#### DATASET EXTRACT

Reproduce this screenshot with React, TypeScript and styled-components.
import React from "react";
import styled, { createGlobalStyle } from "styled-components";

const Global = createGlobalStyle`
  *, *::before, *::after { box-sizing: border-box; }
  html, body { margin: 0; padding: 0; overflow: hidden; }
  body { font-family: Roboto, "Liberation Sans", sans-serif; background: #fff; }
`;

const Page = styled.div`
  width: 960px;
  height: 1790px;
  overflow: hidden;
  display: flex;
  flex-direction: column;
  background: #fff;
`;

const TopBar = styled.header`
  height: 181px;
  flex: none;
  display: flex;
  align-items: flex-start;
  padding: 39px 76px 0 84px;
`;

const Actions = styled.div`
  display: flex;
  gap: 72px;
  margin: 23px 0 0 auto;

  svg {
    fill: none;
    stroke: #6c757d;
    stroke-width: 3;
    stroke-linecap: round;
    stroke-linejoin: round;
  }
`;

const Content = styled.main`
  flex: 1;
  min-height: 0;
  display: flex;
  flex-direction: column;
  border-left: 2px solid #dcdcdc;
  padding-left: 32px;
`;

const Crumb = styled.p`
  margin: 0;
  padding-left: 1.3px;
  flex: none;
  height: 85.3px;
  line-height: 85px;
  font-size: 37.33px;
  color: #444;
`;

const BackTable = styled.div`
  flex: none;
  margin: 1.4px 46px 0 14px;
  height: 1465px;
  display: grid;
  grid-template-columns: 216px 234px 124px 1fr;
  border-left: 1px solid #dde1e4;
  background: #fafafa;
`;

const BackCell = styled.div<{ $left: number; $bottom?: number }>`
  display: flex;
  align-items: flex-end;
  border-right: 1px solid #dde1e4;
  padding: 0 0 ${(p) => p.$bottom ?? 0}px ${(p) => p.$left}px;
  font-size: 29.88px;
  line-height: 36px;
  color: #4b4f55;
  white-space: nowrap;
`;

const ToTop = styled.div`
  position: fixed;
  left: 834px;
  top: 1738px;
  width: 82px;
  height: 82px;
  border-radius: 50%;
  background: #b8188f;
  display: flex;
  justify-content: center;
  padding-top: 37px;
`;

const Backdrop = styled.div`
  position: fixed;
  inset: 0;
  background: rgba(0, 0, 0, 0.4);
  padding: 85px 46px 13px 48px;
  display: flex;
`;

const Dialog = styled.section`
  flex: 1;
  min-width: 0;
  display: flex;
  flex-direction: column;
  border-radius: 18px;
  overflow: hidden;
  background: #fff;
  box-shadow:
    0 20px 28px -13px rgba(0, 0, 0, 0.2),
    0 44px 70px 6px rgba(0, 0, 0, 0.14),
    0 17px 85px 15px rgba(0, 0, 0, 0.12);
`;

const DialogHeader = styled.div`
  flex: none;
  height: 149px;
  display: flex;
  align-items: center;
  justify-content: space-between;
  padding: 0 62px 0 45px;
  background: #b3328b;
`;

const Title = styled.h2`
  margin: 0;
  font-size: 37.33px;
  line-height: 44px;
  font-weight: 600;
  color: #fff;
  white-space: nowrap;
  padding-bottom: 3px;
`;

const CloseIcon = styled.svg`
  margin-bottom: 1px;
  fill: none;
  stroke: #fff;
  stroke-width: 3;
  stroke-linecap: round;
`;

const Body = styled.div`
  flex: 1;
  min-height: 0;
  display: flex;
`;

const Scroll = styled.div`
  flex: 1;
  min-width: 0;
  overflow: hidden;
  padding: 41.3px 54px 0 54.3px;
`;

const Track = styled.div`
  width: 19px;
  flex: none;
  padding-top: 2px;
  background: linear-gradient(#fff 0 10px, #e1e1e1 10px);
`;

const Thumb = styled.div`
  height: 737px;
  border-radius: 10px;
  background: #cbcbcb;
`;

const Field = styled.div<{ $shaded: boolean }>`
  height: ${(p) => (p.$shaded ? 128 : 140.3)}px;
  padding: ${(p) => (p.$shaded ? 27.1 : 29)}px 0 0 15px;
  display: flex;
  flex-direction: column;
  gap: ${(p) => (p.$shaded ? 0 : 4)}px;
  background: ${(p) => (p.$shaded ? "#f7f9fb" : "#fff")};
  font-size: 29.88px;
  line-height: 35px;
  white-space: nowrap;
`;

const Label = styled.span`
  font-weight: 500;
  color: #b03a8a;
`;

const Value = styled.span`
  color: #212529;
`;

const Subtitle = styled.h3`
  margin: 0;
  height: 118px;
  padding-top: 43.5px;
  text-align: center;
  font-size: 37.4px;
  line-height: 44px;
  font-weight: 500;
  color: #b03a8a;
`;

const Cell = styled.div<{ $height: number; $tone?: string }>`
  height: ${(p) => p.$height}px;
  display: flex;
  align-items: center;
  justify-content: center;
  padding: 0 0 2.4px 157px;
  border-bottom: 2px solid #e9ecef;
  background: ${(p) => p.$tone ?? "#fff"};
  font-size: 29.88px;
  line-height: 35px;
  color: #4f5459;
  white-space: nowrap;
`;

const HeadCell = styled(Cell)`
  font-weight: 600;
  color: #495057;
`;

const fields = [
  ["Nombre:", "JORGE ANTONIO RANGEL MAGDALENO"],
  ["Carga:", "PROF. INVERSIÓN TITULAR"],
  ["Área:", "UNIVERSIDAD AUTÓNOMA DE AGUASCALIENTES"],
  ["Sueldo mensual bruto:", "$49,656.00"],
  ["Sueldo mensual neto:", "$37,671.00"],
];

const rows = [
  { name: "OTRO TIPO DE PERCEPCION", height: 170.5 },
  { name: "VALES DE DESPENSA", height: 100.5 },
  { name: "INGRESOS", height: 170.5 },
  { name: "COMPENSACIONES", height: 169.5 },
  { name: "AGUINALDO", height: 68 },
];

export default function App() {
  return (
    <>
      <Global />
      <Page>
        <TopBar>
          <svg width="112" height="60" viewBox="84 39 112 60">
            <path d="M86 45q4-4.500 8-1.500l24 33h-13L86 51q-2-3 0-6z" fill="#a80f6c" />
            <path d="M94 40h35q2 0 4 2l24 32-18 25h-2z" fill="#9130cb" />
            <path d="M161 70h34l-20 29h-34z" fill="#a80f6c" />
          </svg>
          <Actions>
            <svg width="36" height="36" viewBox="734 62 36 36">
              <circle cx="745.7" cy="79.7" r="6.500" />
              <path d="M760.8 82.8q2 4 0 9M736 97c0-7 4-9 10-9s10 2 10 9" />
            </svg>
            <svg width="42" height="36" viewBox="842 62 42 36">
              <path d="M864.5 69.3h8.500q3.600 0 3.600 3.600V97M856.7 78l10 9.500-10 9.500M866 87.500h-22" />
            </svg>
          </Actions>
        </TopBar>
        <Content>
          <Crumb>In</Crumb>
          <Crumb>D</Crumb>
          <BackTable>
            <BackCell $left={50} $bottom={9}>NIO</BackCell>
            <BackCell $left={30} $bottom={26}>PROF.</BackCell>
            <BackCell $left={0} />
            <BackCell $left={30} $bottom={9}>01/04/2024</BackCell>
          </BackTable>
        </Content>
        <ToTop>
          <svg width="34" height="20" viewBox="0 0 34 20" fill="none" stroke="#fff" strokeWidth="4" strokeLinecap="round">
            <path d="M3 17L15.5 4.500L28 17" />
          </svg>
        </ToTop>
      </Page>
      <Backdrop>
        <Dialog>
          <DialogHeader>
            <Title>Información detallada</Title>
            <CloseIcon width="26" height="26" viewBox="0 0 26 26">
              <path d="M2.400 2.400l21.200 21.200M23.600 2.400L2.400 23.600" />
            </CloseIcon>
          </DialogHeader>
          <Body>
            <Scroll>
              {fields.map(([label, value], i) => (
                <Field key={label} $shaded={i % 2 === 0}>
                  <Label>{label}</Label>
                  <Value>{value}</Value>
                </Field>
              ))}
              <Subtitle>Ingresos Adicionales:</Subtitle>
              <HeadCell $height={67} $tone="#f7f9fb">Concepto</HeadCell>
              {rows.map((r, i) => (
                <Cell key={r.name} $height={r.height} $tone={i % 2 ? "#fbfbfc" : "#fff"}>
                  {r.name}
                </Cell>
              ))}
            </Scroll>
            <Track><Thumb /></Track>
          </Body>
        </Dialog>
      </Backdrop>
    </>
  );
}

########
#### DATASET EXTRACT

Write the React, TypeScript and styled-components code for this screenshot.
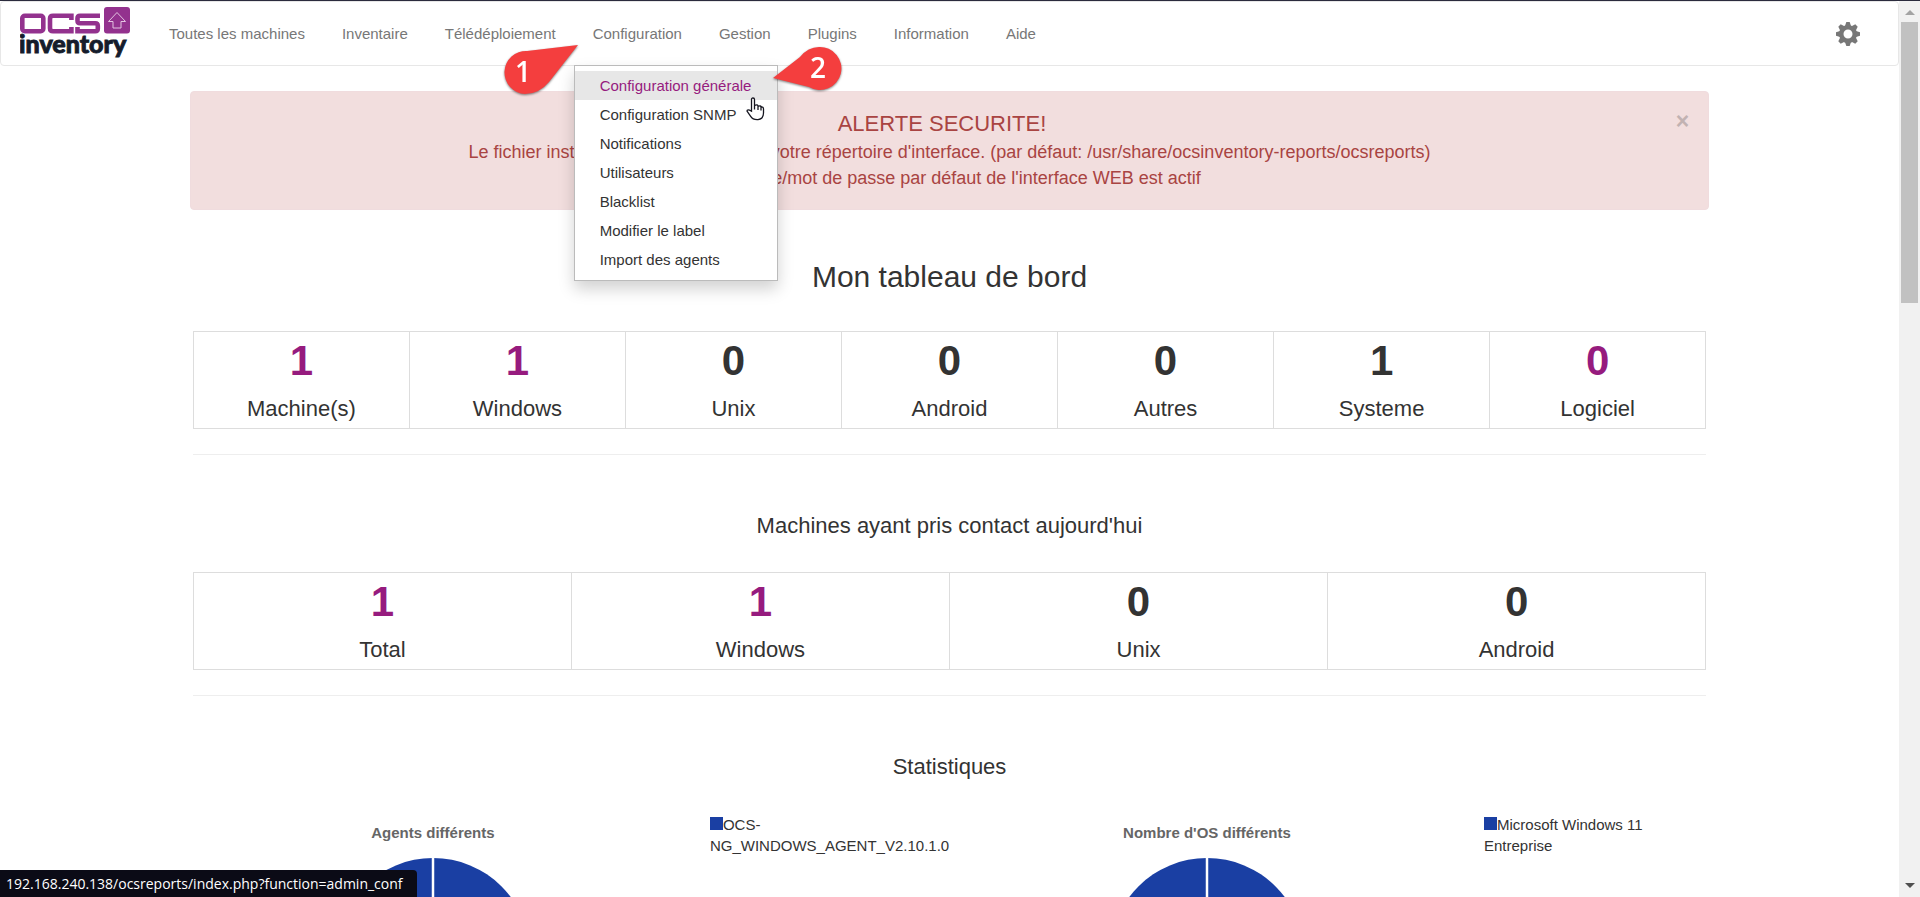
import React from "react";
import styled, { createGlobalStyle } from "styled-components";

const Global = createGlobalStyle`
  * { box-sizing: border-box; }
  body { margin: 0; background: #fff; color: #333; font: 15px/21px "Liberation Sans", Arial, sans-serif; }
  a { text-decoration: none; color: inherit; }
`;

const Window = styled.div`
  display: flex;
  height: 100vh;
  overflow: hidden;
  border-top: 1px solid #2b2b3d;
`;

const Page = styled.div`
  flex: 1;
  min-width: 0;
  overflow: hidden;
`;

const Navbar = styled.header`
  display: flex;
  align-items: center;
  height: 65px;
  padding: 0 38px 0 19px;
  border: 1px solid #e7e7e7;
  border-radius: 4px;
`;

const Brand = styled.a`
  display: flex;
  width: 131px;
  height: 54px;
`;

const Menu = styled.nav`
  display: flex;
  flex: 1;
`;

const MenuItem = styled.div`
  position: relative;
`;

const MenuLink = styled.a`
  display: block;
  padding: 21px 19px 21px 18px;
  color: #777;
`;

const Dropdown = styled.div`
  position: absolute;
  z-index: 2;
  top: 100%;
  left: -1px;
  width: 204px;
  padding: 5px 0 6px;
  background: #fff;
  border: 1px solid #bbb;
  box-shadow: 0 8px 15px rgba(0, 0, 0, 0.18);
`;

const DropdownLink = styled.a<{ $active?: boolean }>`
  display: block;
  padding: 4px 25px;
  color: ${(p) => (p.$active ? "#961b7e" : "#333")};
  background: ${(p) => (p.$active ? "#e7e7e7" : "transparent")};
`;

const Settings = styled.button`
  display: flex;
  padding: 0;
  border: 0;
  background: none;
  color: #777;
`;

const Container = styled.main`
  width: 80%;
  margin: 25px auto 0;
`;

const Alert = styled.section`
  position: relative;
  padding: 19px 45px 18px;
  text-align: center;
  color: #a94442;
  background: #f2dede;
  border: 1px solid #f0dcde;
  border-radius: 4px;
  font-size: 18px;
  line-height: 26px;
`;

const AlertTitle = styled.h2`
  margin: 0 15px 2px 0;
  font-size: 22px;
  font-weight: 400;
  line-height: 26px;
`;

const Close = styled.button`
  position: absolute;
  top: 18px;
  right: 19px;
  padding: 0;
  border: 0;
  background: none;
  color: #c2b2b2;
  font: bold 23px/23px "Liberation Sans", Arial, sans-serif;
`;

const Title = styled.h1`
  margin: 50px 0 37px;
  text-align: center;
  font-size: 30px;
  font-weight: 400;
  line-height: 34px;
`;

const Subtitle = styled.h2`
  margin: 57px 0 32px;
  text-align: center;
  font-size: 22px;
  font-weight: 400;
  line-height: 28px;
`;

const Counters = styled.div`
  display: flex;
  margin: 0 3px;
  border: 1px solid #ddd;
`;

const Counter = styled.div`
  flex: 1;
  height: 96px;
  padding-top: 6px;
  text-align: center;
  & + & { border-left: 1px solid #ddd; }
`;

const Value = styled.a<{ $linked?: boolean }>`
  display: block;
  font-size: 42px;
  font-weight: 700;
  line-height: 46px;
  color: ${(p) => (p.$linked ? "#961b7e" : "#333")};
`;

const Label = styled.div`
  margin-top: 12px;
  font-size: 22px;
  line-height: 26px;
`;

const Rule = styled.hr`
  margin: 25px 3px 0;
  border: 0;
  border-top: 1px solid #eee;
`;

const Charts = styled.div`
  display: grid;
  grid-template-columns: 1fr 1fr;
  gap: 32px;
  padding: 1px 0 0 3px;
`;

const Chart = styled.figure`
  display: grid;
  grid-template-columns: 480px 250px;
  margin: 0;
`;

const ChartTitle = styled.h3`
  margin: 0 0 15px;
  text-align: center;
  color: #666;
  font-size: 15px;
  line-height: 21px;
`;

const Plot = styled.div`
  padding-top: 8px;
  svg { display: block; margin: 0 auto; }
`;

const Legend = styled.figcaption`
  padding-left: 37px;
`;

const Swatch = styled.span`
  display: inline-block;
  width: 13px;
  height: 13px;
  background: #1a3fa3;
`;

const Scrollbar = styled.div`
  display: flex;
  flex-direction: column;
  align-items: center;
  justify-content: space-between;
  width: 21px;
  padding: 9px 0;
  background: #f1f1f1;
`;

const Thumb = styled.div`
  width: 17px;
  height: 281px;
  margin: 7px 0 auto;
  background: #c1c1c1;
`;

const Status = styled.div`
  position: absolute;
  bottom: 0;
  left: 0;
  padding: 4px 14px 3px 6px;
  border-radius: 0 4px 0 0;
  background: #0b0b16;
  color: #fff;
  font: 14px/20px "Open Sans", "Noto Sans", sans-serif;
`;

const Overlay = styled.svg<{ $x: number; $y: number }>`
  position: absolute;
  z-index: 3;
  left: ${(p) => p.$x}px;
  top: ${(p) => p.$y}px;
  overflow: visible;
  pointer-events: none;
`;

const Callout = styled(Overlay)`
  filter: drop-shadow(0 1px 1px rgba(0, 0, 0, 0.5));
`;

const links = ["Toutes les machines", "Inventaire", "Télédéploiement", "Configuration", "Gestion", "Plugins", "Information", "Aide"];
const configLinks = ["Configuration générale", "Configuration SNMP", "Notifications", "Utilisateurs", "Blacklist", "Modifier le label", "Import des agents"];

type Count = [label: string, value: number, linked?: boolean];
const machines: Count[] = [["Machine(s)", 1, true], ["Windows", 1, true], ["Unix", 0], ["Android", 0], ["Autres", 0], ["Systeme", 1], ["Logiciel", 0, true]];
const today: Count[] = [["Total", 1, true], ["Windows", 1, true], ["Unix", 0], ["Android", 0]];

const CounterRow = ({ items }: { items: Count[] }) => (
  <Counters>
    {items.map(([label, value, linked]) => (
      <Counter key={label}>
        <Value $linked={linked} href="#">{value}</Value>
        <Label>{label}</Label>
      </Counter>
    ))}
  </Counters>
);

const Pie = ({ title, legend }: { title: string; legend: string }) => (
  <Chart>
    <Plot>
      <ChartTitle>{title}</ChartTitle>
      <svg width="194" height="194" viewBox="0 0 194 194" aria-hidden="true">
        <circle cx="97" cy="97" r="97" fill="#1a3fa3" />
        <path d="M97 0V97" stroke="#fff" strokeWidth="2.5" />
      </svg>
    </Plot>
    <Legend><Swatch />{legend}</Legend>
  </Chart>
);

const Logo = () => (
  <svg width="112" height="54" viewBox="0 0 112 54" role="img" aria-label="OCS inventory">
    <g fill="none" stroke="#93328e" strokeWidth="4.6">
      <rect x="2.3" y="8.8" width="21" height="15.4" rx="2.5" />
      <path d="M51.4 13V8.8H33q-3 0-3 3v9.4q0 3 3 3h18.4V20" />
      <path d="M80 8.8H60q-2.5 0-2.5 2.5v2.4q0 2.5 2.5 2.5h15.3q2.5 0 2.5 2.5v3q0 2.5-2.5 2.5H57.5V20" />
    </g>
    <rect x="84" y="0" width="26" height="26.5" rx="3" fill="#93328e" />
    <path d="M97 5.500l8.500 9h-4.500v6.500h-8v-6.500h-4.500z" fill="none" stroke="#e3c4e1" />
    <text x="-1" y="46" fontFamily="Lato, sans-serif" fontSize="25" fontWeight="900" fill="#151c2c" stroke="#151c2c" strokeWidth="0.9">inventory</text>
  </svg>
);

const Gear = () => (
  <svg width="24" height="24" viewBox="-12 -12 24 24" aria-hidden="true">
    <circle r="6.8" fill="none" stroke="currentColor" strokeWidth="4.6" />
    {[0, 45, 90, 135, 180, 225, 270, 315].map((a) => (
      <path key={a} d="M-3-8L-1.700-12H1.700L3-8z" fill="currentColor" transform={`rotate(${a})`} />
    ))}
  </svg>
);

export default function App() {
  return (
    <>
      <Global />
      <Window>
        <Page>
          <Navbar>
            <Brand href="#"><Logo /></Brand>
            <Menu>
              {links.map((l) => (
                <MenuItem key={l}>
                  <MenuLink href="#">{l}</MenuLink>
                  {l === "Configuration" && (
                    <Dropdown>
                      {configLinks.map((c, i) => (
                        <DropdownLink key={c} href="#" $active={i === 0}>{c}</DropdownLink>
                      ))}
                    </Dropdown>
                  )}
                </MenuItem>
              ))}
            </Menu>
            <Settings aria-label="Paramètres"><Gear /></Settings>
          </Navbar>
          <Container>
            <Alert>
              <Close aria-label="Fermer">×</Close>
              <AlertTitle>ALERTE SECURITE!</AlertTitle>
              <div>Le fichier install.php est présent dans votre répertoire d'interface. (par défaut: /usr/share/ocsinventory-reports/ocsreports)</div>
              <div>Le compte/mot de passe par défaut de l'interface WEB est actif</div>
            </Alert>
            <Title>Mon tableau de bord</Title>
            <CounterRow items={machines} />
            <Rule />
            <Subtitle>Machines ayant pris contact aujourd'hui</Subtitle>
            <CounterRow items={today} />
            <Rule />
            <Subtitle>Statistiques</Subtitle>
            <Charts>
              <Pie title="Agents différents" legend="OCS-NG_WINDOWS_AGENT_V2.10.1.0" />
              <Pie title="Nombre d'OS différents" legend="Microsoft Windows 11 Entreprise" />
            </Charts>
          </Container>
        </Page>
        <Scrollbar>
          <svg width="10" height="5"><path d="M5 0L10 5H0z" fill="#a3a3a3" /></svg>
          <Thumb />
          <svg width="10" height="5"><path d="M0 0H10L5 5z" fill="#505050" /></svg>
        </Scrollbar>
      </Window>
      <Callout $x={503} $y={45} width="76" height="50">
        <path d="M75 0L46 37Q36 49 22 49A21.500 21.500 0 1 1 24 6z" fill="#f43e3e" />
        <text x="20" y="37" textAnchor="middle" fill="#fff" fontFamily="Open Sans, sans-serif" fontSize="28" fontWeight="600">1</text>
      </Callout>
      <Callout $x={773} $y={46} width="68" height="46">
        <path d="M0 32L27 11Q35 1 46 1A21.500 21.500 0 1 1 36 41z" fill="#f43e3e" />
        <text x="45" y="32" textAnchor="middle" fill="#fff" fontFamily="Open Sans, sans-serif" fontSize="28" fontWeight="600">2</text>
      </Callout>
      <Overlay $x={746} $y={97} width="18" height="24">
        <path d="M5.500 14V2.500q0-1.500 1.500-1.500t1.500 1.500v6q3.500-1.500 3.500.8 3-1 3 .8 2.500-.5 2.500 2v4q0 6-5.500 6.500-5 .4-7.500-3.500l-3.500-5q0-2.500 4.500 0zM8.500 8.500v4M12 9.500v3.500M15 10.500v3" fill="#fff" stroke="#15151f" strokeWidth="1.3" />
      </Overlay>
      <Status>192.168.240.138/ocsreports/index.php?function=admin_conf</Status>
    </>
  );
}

########

### TO BE DONE
Scan the listing above. Gather each line that contains the word "React".

### COMPLETED TASK
Reproduce this screenshot with React, TypeScript and styled-components.
import React from "react";
Write the React, TypeScript and styled-components code for this screenshot.
import React from "react";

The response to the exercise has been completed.